◆ **Stated task**: Print, word for word, every line from the beginning of the listing up to and including the line with "<wc-ticket></wc-ticket>". Pictures are to be excluded.
════
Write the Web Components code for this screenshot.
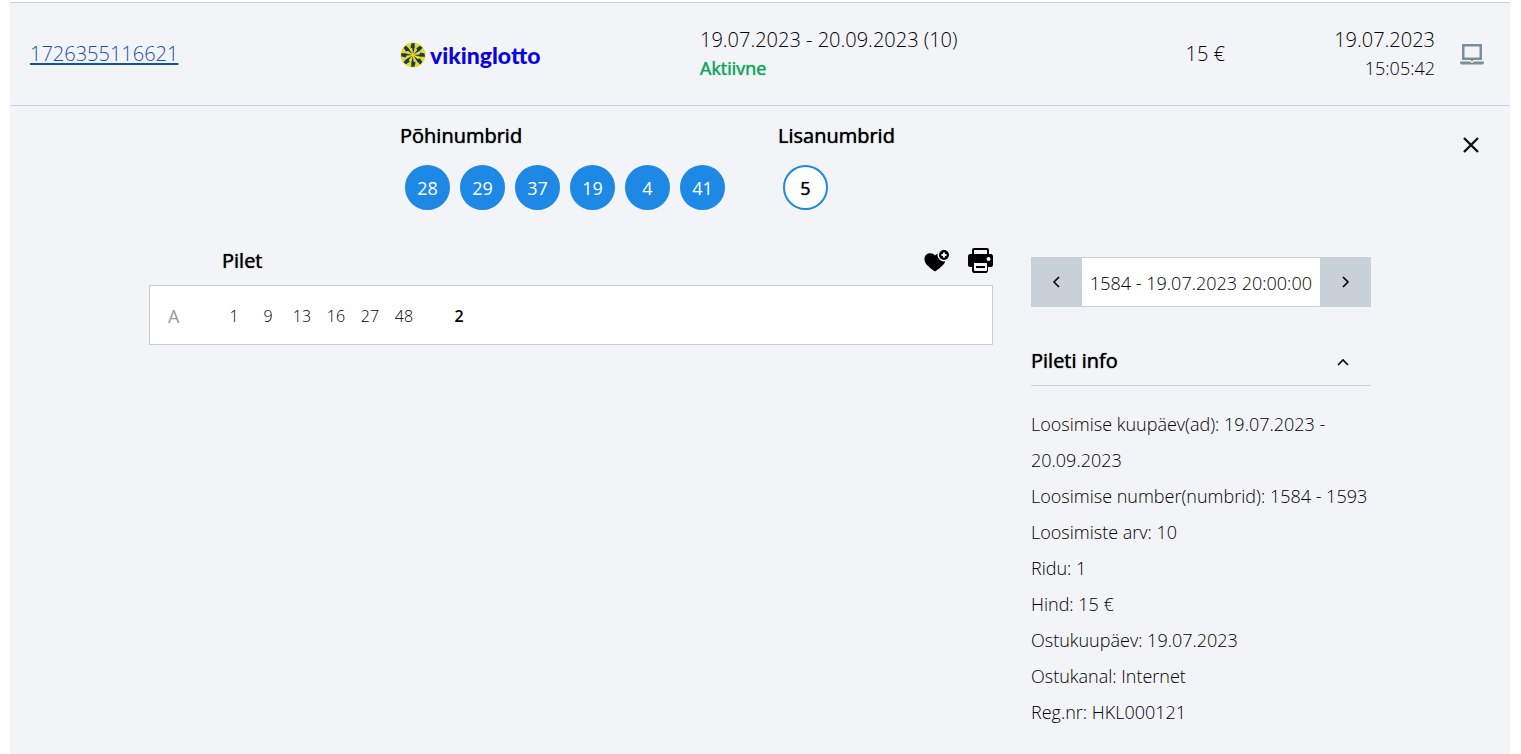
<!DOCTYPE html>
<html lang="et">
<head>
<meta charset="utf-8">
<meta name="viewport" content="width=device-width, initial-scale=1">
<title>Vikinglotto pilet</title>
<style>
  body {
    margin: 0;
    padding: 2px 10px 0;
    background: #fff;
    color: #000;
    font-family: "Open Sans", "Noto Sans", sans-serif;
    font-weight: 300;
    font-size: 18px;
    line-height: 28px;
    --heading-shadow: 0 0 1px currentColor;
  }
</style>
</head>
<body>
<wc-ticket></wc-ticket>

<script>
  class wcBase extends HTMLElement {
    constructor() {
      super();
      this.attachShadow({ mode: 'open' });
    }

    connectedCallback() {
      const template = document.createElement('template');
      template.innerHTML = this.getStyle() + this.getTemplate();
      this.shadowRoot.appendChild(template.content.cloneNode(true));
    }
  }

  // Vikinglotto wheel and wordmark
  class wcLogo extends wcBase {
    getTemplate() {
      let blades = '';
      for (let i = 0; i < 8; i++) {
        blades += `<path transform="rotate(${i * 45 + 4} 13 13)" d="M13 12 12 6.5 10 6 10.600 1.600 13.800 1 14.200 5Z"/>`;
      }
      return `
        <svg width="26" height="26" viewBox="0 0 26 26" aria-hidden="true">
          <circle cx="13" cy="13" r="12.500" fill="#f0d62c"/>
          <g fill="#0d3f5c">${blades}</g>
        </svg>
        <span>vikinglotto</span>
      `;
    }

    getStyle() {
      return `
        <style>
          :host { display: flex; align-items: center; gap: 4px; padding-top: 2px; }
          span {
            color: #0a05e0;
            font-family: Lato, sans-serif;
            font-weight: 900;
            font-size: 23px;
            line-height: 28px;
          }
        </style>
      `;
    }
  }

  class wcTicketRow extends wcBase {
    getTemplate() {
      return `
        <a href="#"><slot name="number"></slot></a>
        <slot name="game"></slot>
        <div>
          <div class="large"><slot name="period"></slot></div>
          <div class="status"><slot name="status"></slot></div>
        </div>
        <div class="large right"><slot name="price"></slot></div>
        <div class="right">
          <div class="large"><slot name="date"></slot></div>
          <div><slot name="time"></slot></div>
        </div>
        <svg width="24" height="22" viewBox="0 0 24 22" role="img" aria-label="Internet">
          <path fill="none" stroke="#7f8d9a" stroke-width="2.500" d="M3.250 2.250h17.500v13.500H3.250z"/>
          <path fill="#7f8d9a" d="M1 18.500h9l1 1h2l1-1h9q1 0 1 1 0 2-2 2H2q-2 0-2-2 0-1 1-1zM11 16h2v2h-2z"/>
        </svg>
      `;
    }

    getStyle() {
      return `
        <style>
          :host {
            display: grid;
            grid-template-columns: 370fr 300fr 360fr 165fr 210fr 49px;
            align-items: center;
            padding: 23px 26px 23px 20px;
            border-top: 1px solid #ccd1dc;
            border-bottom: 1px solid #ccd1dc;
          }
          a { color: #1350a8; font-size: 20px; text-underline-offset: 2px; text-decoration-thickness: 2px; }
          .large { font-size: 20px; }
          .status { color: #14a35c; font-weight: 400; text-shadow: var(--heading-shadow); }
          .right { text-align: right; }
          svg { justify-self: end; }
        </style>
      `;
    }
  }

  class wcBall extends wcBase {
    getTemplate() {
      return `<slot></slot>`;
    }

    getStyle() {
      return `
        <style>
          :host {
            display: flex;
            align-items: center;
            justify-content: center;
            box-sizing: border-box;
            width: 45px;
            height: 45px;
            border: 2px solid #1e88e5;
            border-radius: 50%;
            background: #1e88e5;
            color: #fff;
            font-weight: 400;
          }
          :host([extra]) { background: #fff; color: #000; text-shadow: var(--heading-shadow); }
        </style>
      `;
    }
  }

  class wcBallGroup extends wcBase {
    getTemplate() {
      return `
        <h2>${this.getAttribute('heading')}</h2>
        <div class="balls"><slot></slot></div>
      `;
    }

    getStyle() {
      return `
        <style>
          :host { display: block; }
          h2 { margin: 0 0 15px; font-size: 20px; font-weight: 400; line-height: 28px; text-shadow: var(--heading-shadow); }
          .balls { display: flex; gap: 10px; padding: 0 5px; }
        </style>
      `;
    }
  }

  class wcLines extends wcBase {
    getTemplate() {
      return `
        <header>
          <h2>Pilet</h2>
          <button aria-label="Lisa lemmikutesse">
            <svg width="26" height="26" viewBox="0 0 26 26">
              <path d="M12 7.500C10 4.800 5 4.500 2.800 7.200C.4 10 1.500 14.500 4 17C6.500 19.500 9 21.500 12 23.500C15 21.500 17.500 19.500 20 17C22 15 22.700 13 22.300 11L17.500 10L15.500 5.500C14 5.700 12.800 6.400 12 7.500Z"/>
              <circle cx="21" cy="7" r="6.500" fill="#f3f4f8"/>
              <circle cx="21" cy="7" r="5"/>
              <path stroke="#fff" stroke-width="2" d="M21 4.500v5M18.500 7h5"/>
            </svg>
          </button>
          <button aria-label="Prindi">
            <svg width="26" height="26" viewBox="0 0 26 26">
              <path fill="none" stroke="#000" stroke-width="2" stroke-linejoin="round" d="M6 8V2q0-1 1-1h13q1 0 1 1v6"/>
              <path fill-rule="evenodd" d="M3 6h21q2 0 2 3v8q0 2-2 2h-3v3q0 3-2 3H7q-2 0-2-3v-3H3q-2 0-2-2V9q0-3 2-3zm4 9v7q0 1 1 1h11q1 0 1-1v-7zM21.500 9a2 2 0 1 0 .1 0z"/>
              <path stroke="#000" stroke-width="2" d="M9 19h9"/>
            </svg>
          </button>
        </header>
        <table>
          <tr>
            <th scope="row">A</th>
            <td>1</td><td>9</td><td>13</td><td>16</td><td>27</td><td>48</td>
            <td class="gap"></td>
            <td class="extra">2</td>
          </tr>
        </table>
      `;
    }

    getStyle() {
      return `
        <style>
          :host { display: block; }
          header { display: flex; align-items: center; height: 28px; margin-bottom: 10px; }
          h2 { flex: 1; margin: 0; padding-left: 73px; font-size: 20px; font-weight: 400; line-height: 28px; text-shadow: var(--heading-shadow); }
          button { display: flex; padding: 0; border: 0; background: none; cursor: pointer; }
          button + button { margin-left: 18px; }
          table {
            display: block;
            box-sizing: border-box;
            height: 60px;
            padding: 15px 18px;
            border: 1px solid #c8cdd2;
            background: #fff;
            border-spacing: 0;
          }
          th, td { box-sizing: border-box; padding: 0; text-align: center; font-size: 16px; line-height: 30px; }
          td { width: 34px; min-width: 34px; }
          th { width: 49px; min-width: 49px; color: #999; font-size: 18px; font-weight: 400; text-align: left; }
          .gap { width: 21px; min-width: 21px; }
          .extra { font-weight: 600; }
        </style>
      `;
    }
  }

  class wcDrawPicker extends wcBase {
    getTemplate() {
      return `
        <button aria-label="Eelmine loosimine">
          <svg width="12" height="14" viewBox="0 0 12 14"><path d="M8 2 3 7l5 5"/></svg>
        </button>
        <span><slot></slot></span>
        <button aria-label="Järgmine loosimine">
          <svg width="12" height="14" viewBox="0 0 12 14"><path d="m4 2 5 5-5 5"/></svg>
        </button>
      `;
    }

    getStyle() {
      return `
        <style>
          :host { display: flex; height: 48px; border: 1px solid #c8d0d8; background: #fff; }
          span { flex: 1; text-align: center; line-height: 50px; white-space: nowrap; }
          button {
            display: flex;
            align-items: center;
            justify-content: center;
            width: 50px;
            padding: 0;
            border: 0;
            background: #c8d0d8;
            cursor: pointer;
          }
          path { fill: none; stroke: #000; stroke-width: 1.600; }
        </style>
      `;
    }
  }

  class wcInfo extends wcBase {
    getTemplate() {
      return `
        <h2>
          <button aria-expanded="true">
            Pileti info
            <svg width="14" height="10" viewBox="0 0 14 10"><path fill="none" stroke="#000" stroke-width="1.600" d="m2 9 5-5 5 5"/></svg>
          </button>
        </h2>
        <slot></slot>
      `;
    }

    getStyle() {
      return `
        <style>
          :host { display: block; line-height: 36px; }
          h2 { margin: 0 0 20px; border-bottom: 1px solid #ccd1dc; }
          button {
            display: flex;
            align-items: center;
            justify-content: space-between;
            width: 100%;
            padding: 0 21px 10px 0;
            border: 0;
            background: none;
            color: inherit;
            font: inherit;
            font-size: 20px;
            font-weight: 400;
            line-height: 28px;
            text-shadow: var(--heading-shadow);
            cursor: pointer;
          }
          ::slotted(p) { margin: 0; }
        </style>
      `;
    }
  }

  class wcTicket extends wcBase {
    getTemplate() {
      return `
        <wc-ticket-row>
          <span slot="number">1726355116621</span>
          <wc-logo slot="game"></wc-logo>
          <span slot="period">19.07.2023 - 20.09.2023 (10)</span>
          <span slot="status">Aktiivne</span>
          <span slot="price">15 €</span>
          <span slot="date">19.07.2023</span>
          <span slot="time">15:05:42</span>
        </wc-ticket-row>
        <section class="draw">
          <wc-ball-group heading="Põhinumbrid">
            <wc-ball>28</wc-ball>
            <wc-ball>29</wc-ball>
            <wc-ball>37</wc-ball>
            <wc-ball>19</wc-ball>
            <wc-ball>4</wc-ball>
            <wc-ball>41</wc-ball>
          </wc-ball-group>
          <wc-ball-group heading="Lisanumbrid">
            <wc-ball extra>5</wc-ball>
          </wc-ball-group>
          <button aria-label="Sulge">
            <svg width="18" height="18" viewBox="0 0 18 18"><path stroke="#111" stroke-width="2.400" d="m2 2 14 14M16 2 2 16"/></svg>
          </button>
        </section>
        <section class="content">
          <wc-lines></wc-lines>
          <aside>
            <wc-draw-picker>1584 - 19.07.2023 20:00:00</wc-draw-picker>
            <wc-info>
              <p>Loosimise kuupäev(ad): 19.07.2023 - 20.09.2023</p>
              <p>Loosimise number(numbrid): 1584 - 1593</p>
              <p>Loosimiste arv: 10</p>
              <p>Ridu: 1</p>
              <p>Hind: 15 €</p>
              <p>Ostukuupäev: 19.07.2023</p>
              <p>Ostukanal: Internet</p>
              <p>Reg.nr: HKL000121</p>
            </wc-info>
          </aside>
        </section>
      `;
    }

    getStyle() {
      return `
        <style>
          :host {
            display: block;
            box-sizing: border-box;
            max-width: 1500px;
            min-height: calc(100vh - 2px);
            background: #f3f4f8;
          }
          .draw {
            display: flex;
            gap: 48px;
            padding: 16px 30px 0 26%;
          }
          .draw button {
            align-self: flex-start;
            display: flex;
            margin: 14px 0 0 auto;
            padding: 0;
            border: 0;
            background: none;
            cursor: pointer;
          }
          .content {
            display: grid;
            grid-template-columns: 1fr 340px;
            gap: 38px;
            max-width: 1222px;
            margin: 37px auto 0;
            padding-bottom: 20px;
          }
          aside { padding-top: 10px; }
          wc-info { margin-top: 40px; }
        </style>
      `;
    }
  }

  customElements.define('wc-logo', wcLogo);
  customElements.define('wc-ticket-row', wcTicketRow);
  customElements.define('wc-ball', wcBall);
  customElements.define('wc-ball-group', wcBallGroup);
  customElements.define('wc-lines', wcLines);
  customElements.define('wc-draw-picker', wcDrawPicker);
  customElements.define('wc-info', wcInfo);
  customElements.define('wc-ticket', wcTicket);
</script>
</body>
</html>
════
◆ **Answer to the exercise**:
Write the Web Components code for this screenshot.
<!DOCTYPE html>
<html lang="et">
<head>
<meta charset="utf-8">
<meta name="viewport" content="width=device-width, initial-scale=1">
<title>Vikinglotto pilet</title>
<style>
  body {
    margin: 0;
    padding: 2px 10px 0;
    background: #fff;
    color: #000;
    font-family: "Open Sans", "Noto Sans", sans-serif;
    font-weight: 300;
    font-size: 18px;
    line-height: 28px;
    --heading-shadow: 0 0 1px currentColor;
  }
</style>
</head>
<body>
<wc-ticket></wc-ticket>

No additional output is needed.